Whiteness is not just skin color, but also class, economic status, and social belonging compared to other groups. In the early 20th century, Irish and Italians were not considered “white,” but because Blacks were still systematically marginalized, there was no one against whom Irish and Italians could compete against except each other. They eventually became “white,” no one would now say that they are not. In this construct, race was a defining characteristic, where “whiteness,” was not based only on appearance. The idea of “white” needed to be defined against an “Other,” and that other was simply “Black.” In England, for example, there is a more sophisticated hierarchy with “niggers,” and “Pakis,” but ultimately both are not “white,” and therefore “Black.”
In the US, Jews are constantly straddling the line of “whiteness” in this country. Anti-semitism runs deep, but they are generally, albeit conditionally, accepted. When Blacks were threatening to enter the avenues of “whiteness” in the 1960s, the “model-minority” was created as a wedge group could be leveraged to make sure Blacks knew they were niggers, the bottom of the race pile. Asian-Americans, specifically East Asian, and later South Asians, were held up as people who could become “white” because they had a culture that encouraged hard work, education, thriftiness, and most importantly, subservience. The reality is that while the promise of “whiteness” was held out, it has not manifested itself structurally. In the 1980s the Japanese were vilified as an economic threat to America. Vincent Chin paid the price. Wen Ho Lee was an easy target decades later because of his phenotypic difference. Navroze Mody was killed for his skin color, even though he was part of the model-minority that could become “white.” Now the Chinese are our enemy. I fear the fallout from that designation.

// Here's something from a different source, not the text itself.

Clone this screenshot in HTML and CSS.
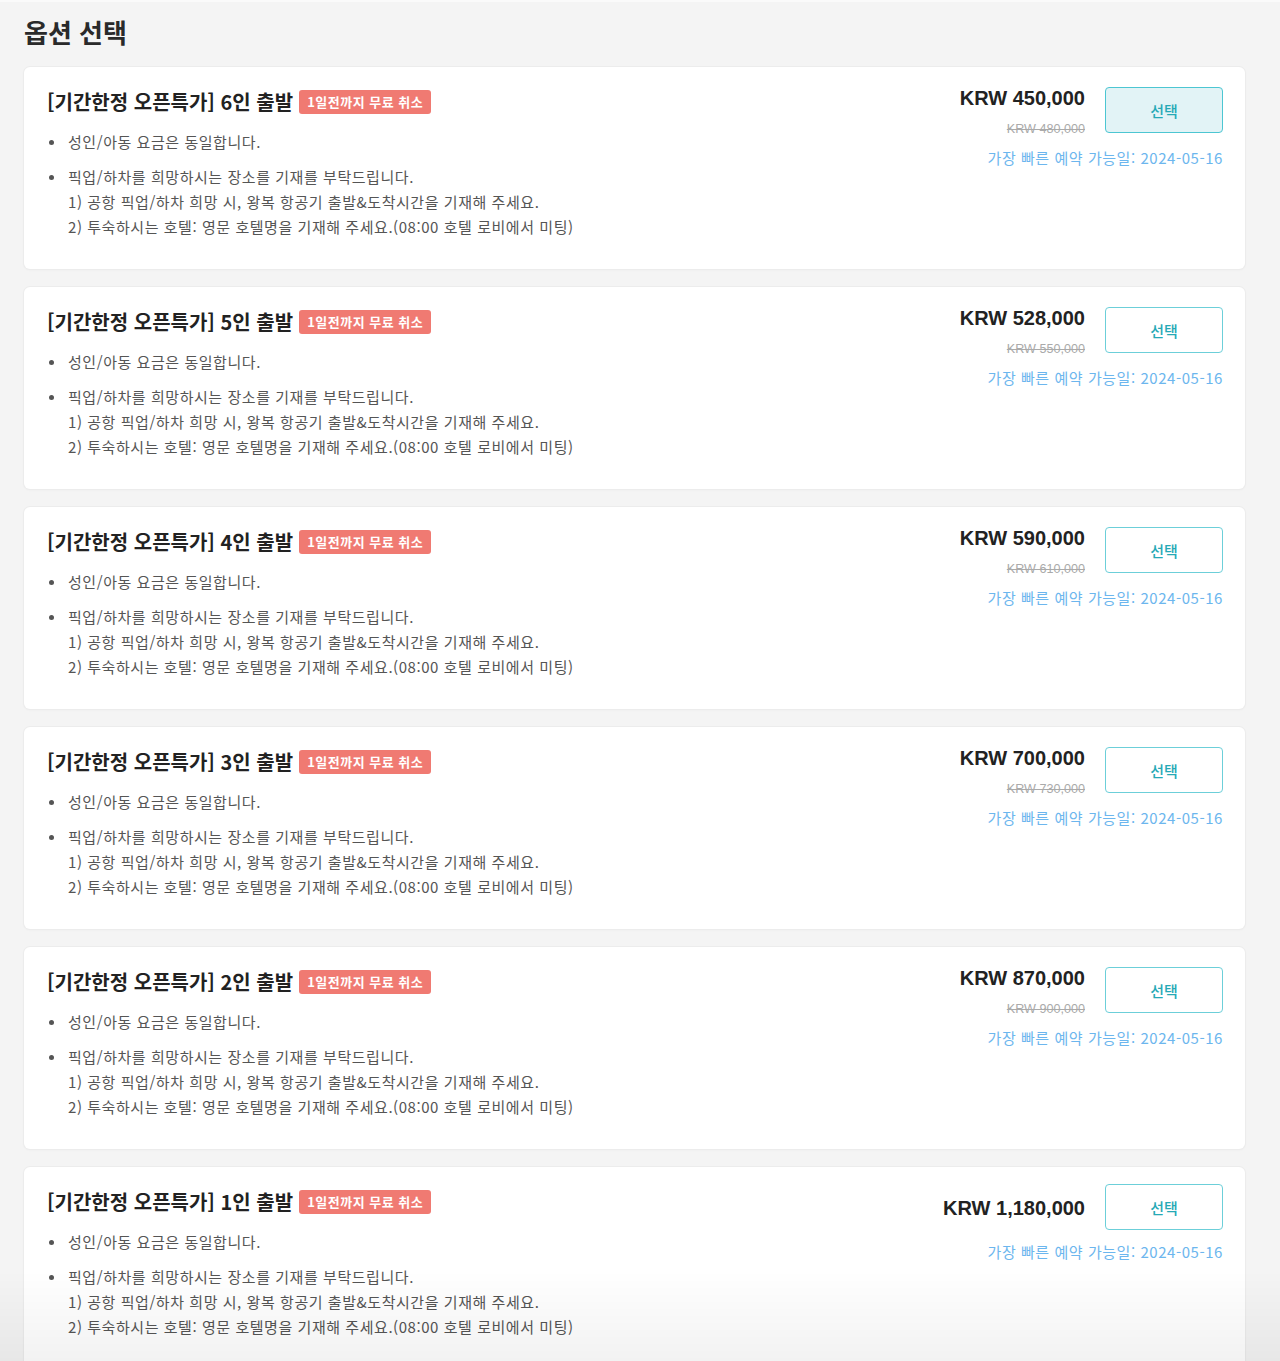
FILE: index.html
```html
<!DOCTYPE html>
<html lang="ko">
<head>
<meta charset="utf-8">
<title>옵션 선택</title>
<link rel="stylesheet" href="styles.css">
</head>
<body>
<div class="page">
  <h1 class="page-title">옵션 선택</h1>
  <div class="options">

    <div class="card">
      <div class="info">
        <div class="title-row"><span class="title">[기간한정 오픈특가] 6인 출발</span><span class="badge">1일전까지 무료 취소</span></div>
        <ul class="notes">
          <li>성인/아동 요금은 동일합니다.</li>
          <li>픽업/하차를 희망하시는 장소를 기재를 부탁드립니다.<br>1) 공항 픽업/하차 희망 시, 왕복 항공기 출발&amp;도착시간을 기재해 주세요.<br>2) 투숙하시는 호텔: 영문 호텔명을 기재해 주세요.(08:00 호텔 로비에서 미팅)</li>
        </ul>
      </div>
      <div class="buy">
        <div class="buy-row">
          <div class="prices"><div class="price">KRW 450,000</div><div class="old-price">KRW 480,000</div></div>
          <button class="select active">선택</button>
        </div>
        <div class="date">가장 빠른 예약 가능일: 2024-05-16</div>
      </div>
    </div>

    <div class="card">
      <div class="info">
        <div class="title-row"><span class="title">[기간한정 오픈특가] 5인 출발</span><span class="badge">1일전까지 무료 취소</span></div>
        <ul class="notes">
          <li>성인/아동 요금은 동일합니다.</li>
          <li>픽업/하차를 희망하시는 장소를 기재를 부탁드립니다.<br>1) 공항 픽업/하차 희망 시, 왕복 항공기 출발&amp;도착시간을 기재해 주세요.<br>2) 투숙하시는 호텔: 영문 호텔명을 기재해 주세요.(08:00 호텔 로비에서 미팅)</li>
        </ul>
      </div>
      <div class="buy">
        <div class="buy-row">
          <div class="prices"><div class="price">KRW 528,000</div><div class="old-price">KRW 550,000</div></div>
          <button class="select">선택</button>
        </div>
        <div class="date">가장 빠른 예약 가능일: 2024-05-16</div>
      </div>
    </div>

    <div class="card">
      <div class="info">
        <div class="title-row"><span class="title">[기간한정 오픈특가] 4인 출발</span><span class="badge">1일전까지 무료 취소</span></div>
        <ul class="notes">
          <li>성인/아동 요금은 동일합니다.</li>
          <li>픽업/하차를 희망하시는 장소를 기재를 부탁드립니다.<br>1) 공항 픽업/하차 희망 시, 왕복 항공기 출발&amp;도착시간을 기재해 주세요.<br>2) 투숙하시는 호텔: 영문 호텔명을 기재해 주세요.(08:00 호텔 로비에서 미팅)</li>
        </ul>
      </div>
      <div class="buy">
        <div class="buy-row">
          <div class="prices"><div class="price">KRW 590,000</div><div class="old-price">KRW 610,000</div></div>
          <button class="select">선택</button>
        </div>
        <div class="date">가장 빠른 예약 가능일: 2024-05-16</div>
      </div>
    </div>

    <div class="card">
      <div class="info">
        <div class="title-row"><span class="title">[기간한정 오픈특가] 3인 출발</span><span class="badge">1일전까지 무료 취소</span></div>
        <ul class="notes">
          <li>성인/아동 요금은 동일합니다.</li>
          <li>픽업/하차를 희망하시는 장소를 기재를 부탁드립니다.<br>1) 공항 픽업/하차 희망 시, 왕복 항공기 출발&amp;도착시간을 기재해 주세요.<br>2) 투숙하시는 호텔: 영문 호텔명을 기재해 주세요.(08:00 호텔 로비에서 미팅)</li>
        </ul>
      </div>
      <div class="buy">
        <div class="buy-row">
          <div class="prices"><div class="price">KRW 700,000</div><div class="old-price">KRW 730,000</div></div>
          <button class="select">선택</button>
        </div>
        <div class="date">가장 빠른 예약 가능일: 2024-05-16</div>
      </div>
    </div>

    <div class="card">
      <div class="info">
        <div class="title-row"><span class="title">[기간한정 오픈특가] 2인 출발</span><span class="badge">1일전까지 무료 취소</span></div>
        <ul class="notes">
          <li>성인/아동 요금은 동일합니다.</li>
          <li>픽업/하차를 희망하시는 장소를 기재를 부탁드립니다.<br>1) 공항 픽업/하차 희망 시, 왕복 항공기 출발&amp;도착시간을 기재해 주세요.<br>2) 투숙하시는 호텔: 영문 호텔명을 기재해 주세요.(08:00 호텔 로비에서 미팅)</li>
        </ul>
      </div>
      <div class="buy">
        <div class="buy-row">
          <div class="prices"><div class="price">KRW 870,000</div><div class="old-price">KRW 900,000</div></div>
          <button class="select">선택</button>
        </div>
        <div class="date">가장 빠른 예약 가능일: 2024-05-16</div>
      </div>
    </div>

    <div class="card">
      <div class="info">
        <div class="title-row"><span class="title">[기간한정 오픈특가] 1인 출발</span><span class="badge">1일전까지 무료 취소</span></div>
        <ul class="notes">
          <li>성인/아동 요금은 동일합니다.</li>
          <li>픽업/하차를 희망하시는 장소를 기재를 부탁드립니다.<br>1) 공항 픽업/하차 희망 시, 왕복 항공기 출발&amp;도착시간을 기재해 주세요.<br>2) 투숙하시는 호텔: 영문 호텔명을 기재해 주세요.(08:00 호텔 로비에서 미팅)</li>
        </ul>
      </div>
      <div class="buy">
        <div class="buy-row">
          <div class="prices"><div class="price">KRW 1,180,000</div></div>
          <button class="select">선택</button>
        </div>
        <div class="date">가장 빠른 예약 가능일: 2024-05-16</div>
      </div>
    </div>

  </div>
</div>
<div class="fade"></div>
</body>
</html>
```
FILE: styles.css
```css
* { box-sizing: border-box; }
html, body {
  margin: 0;
  padding: 0;
  background: #f4f4f4;
  font-family: "Noto Sans CJK KR", "Noto Sans", sans-serif;
  color: #222;
}
body { border-top: 2px solid #fafafa; }
.page {
  padding: 0 35px 40px 24px;
}
.page-title {
  margin: 0;
  padding-top: 12px;
  font-size: 26px;
  line-height: 36px;
  font-weight: 700;
  color: #2a2a2a;
  margin-bottom: 17px;
}
.options {
  display: flex;
  flex-direction: column;
  gap: 18px;
}
.card {
  background: #fff;
  border-radius: 6px;
  box-shadow: 0 0 0 1px #ececec, 0 1px 3px rgba(0,0,0,0.04);
  display: flex;
  justify-content: space-between;
  padding: 0 22px 0 23px;
  min-height: 202px;
}
.info {
  padding: 21px 0 29px;
}
.title-row {
  display: flex;
  align-items: center;
  gap: 6px;
  height: 28px;
}
.title {
  font-size: 20px;
  font-weight: 700;
  line-height: 28px;
  color: #222;
  letter-spacing: 0;
}
.badge {
  background: #f07a72;
  color: #fff;
  font-size: 13px;
  font-weight: 700;
  line-height: 24px;
  height: 24px;
  padding: 0 8px;
  border-radius: 3px;
  letter-spacing: 0.5px;
}
.notes {
  list-style: none;
  margin: 13px 0 0;
  padding: 0;
}
.notes li {
  position: relative;
  padding-left: 21px;
  font-size: 15px;
  line-height: 25px;
  color: #555;
  letter-spacing: 0.55px;
}
.notes li + li { margin-top: 10px; }
.notes li::before {
  content: "";
  position: absolute;
  left: 2px;
  top: 11px;
  width: 5px;
  height: 5px;
  border-radius: 50%;
  background: #555;
}
.buy {
  padding-top: 17px;
  display: flex;
  flex-direction: column;
  align-items: flex-end;
}
.buy-row {
  display: flex;
  align-items: center;
  gap: 20px;
}
.prices {
  display: flex;
  flex-direction: column;
  align-items: flex-end;
  margin-bottom: -2px;
}
.price {
  font-family: "Liberation Sans", Arial, sans-serif;
  font-weight: 700;
  font-size: 20px;
  line-height: 28px;
  color: #222;
}
.old-price {
  margin-top: 8px;
  font-family: "Liberation Sans", Arial, sans-serif;
  font-size: 12.6px;
  line-height: 18px;
  color: #aaa;
  text-decoration: line-through;
}
.select {
  width: 118px;
  height: 46px;
  border: 1px solid #6ccfd9;
  border-radius: 4px;
  background: #fff;
  color: #26a9b6;
  font-family: "Noto Sans CJK KR", sans-serif;
  font-size: 15px;
  font-weight: 500;
  padding: 0;
}
.select.active {
  background: #e2f3f6;
  border-color: #4cc6d2;
}
.date {
  margin-top: 12px;
  font-size: 15px;
  line-height: 20px;
  color: #6cb6ee;
  letter-spacing: 0.55px;
}
.fade {
  position: fixed;
  left: 0;
  right: 0;
  bottom: 0;
  height: 90px;
  background: linear-gradient(to bottom, rgba(0,0,0,0), rgba(0,0,0,0.05));
  pointer-events: none;
}
```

As long as Asian-Americans were better than Blacks and could become “white,” Blacks would always be the only niggers. Both whites and Asian-Americans had a vested interest in that status quo. Then something interesting happened. Second-generation Asian-Americans realized how they were being played. They did not want to be part of that game anymore. Now a spade was being called a spade, and cracker was being called a cracker. When the veneer of respectability over race talk was exposed, the ugliness was revealed. Since overt discussion of race was no longer acceptable, a transition was made to culture talk. Instead of saying that there were deficiencies in a group of people that were innate in their race, the criticism was shifted to their culture. Culture could be overcome if everyone simply acted “white.”

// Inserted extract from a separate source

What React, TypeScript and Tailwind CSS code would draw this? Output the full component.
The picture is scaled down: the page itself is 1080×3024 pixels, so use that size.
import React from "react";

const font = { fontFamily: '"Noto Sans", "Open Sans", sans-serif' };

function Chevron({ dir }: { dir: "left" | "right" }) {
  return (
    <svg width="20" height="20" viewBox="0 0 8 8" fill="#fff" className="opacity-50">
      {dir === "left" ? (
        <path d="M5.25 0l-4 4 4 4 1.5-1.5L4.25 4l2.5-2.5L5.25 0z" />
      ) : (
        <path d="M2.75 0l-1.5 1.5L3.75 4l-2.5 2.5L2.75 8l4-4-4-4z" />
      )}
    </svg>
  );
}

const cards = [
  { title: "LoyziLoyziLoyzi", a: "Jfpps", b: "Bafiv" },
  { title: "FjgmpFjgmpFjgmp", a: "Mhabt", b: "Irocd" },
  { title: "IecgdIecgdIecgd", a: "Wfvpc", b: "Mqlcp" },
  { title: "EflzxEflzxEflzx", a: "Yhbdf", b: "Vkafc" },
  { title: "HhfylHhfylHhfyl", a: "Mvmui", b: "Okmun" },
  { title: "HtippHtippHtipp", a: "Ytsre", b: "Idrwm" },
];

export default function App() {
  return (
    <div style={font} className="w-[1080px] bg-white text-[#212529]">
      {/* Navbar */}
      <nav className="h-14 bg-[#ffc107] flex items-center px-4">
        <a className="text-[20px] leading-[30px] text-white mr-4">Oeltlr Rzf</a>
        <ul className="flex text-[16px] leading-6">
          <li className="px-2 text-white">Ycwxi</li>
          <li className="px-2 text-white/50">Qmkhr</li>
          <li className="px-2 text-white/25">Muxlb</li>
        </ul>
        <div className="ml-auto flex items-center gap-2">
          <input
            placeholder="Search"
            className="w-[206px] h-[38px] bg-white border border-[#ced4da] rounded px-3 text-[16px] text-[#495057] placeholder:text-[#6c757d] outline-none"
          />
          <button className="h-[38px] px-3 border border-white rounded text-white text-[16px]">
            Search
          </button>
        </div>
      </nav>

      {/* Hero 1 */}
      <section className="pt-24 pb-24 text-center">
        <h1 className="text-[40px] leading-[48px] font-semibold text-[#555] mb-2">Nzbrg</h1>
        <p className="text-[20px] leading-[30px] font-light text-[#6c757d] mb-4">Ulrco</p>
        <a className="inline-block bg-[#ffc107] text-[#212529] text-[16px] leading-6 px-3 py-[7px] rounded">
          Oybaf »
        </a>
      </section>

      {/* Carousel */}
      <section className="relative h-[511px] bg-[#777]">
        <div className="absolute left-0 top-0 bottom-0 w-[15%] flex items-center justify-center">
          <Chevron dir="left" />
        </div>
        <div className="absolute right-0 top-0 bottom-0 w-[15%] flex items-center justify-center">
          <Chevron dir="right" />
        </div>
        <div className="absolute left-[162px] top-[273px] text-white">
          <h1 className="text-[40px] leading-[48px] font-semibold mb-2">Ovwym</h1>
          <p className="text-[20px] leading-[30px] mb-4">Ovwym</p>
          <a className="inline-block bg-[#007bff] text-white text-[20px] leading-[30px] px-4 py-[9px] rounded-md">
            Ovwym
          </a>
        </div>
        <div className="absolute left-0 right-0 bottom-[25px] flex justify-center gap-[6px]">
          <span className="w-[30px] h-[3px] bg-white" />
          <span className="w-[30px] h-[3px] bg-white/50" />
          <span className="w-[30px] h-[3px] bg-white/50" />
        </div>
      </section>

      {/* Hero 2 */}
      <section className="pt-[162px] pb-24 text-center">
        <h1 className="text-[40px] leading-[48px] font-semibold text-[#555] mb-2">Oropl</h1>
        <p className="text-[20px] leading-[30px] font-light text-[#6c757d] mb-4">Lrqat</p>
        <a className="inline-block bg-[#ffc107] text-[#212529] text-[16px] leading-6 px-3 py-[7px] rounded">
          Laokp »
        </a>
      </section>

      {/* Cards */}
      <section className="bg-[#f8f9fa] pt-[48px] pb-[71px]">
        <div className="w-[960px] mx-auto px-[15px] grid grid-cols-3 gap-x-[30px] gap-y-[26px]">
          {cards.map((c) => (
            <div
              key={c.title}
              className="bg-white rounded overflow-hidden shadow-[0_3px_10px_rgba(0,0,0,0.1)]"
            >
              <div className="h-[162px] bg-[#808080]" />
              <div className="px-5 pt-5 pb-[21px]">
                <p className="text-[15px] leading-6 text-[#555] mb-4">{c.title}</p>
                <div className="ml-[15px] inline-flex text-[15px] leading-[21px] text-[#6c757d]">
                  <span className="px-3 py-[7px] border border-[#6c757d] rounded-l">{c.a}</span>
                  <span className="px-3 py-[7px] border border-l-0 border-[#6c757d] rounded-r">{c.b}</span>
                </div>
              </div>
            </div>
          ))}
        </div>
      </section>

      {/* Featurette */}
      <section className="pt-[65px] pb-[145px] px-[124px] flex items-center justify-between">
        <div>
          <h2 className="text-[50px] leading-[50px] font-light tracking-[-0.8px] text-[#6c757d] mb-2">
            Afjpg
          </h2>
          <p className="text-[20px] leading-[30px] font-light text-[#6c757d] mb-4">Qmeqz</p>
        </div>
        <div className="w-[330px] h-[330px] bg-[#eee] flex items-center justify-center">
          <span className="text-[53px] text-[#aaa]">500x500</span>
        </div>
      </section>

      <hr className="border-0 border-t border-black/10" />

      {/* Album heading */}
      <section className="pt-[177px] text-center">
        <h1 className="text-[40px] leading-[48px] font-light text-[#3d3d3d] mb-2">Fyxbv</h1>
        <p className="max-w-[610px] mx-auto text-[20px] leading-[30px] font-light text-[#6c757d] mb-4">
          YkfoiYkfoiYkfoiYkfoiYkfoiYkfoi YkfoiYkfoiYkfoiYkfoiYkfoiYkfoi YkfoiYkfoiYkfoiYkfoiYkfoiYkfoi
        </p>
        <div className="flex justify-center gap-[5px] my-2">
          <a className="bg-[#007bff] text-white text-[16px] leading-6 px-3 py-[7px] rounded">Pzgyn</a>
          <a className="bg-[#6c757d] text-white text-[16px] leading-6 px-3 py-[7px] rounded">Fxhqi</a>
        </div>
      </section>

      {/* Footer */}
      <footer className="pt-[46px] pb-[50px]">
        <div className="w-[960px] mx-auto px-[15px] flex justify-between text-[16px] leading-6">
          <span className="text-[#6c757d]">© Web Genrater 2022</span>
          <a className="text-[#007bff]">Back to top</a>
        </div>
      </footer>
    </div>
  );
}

Ironically, the idea of “whiteness” became obviously less racial at the same time racial attitudes were re-hardened in order to preserve the idea of “white.” This transition to culture talk was easy because it was embedded in race talk. If Asians were hard-working, educated, thrifty and subservient, than Blacks by implication were lazy, ignorant, extravagant, and uppity. They were also over-sexualized and Black men wanted to have every white woman they saw as a sexual conquest.
The advantage of culture talk is that it can quickly absorb another group to being the nigger or the Other. When Pres. Obama was running for office, I argued repeatedly that no one can call a Black man “nigger” publicly and be taken seriously. However, you could call him “Muslim” and implicit in that were all the negative culture talk issues. Muslims are violent, uneducated, shifty, interested in taking “our” women, extravagant, dirty, irrational. It was a great way of attacking Pres. Obama for being Black, without calling him “nigger.”

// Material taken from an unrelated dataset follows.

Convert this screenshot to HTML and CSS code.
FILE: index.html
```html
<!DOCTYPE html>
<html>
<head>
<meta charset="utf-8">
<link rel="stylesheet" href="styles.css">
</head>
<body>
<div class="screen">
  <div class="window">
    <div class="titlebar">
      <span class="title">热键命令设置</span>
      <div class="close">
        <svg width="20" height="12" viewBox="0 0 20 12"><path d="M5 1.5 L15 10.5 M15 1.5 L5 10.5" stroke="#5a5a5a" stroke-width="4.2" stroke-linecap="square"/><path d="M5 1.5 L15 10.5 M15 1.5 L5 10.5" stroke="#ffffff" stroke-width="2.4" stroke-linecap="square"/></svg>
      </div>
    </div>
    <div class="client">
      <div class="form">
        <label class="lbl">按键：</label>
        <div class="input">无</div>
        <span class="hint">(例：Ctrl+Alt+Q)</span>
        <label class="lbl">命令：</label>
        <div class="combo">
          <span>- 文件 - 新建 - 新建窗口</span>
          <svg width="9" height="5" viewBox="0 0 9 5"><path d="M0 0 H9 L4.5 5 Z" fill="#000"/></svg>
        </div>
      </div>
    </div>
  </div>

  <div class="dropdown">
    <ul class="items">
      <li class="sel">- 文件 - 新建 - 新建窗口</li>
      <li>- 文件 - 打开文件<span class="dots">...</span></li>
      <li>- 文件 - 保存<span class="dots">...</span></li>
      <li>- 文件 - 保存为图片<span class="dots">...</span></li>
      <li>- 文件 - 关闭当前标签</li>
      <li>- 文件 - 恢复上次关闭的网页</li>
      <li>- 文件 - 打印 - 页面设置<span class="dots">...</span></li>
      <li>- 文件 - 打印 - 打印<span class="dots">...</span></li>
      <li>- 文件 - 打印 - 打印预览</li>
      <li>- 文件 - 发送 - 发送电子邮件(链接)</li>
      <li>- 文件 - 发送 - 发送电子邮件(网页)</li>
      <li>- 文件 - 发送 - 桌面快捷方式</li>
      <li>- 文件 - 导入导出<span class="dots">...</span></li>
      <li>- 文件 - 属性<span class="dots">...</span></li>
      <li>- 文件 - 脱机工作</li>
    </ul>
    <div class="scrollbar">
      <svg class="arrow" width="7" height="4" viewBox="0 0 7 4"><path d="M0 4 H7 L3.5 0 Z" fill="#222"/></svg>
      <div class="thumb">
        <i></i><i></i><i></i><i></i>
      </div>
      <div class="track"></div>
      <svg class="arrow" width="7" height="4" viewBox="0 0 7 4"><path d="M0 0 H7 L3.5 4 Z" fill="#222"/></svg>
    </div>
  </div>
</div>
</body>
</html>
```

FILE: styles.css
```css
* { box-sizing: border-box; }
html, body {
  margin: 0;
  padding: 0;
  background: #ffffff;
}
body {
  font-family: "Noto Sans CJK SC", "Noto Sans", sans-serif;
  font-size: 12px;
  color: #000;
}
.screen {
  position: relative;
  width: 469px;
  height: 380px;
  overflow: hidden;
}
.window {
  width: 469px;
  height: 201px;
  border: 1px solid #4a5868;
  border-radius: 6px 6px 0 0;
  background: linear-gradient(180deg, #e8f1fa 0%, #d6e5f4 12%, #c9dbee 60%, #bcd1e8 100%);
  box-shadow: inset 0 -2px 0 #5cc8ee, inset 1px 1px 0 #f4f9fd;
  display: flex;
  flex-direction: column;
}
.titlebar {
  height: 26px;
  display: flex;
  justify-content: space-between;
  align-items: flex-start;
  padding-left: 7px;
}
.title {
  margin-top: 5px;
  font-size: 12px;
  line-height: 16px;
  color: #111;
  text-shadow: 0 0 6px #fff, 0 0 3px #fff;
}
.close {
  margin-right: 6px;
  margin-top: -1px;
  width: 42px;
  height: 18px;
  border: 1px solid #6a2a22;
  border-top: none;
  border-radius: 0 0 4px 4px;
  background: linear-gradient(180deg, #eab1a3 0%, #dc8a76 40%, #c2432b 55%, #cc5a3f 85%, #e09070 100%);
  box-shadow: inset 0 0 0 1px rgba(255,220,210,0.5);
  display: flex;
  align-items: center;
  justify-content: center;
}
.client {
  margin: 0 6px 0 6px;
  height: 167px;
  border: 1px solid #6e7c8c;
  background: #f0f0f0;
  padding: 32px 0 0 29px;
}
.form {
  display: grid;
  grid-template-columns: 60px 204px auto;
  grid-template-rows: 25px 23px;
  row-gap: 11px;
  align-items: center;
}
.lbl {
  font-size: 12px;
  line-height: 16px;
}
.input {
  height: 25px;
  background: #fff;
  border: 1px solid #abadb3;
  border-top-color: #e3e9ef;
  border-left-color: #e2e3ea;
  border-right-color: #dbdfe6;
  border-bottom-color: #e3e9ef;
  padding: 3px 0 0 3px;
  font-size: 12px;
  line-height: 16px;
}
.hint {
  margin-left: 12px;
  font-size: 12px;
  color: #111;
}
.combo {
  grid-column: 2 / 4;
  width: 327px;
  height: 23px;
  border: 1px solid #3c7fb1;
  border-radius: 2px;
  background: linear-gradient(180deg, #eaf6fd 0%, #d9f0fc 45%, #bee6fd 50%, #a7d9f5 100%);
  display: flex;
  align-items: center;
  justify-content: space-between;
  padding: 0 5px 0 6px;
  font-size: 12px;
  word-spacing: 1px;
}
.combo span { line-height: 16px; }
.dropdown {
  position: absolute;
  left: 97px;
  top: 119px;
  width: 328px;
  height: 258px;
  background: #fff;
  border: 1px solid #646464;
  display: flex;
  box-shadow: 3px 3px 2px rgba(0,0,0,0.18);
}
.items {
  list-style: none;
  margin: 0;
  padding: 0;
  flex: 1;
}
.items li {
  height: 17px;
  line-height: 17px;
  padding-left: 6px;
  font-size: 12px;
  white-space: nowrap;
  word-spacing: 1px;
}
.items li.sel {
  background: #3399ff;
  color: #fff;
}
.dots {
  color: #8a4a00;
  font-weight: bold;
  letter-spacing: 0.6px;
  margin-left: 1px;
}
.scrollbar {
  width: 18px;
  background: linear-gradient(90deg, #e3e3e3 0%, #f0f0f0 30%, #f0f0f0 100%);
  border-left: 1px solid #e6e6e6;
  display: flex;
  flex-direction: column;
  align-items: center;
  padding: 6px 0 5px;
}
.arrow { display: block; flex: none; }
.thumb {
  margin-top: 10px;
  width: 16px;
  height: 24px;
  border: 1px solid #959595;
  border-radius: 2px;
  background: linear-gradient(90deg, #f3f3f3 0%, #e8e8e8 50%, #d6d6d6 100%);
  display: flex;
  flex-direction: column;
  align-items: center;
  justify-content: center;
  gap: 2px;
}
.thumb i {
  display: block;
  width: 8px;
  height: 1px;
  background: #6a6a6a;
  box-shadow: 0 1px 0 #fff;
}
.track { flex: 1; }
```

The word “Muslim” is the polite way of niggerizing someone now. Of course, this elision between “Muslim” and “nigger” was established much earlier on with the entry of “Black Muslims” into the American consciousness. In the 1960s, Islam entered the popular imagination through movements like the Nation of Islam and figures like Malcolm X and Muhammad Ali. It is an easy jump to say “Muslims are niggers” in the context of the ’60s to saying Arabs are Muslims in the desert so they are “sand niggers.”
Religion, as a language of control, has replaced overt racial identifiers as well. If Muslims are the new Blacks, Jews are the model-minority, and Christians remain white. [When people can tell the difference between Hindus, Sikhs, Buddhists, etc., and Muslims, then they are lumped together with Jews]. I spoke about this issue and how damaging it is to all the communities involved. As long as there is a language of control that keeps communities apart, then there is an interest in maintaining the appearance of respectability around subjugation. If Muslims want to stop being an other against which “whiteness” is measured they need to actively reach out and build coalitions and alliances. To be a “nigger” may not actively tied to race anymore, but it doesn’t mean that race is not one of the key factors involved. Blacks, Asians, Latinos, even “White Muslims,” are still at the bottom of the racial heap. Dropout rates, incarceration rates, criminal penalties, police brutality, the “War on Terror,” all show the various ways in which we are subjugated. Whether a person is shot in the back on the BART or sent to Syria for rendition, the means of oppression do not matter as much as the acknowledgement that this part of the same oppressive system. Muslims need to educate themselves and others. We cannot try to get out of being on the bottom by sacrificing others. It’s un-Islamic and strategy that has historically proven unsuccessful. The community needs to understand how it is being played and get out of the game.
One only needs to look at the Pew survey that shows the same number of people think Obama is a Muslim now as before the election, to understand how being called “Muslim” is a slur. It sticks to create a narrative about that person, even though facts, such as extended discussion about his preacher, clearly show a different story. ABC did a survey that shows 48% of American have a negative view of Islam, with 53% of Americans saying they do not know a Muslim. This negative perception, without actual contact with a person, shows how ingrained the culture talk is. Twenty years ago we would say this is the definition of racism, judging people without having met them. Islamophobia is clearly part of the equation, as are the anti-Muslim actions of al-Qaeda, but more relevant is the idea that America needs niggers/Others, and Muslims are now part of the group, with Black, Latinos, and all other disenfranchised groups.
The question is how much longer are Muslims going to say “yes mas’ah?” We’ve had Brandon Mayfield and Capt. James Yee vilified. Will we wait until we get an Amidou Diallo or Abner Louima to understand how immediate and personally threatening this language is?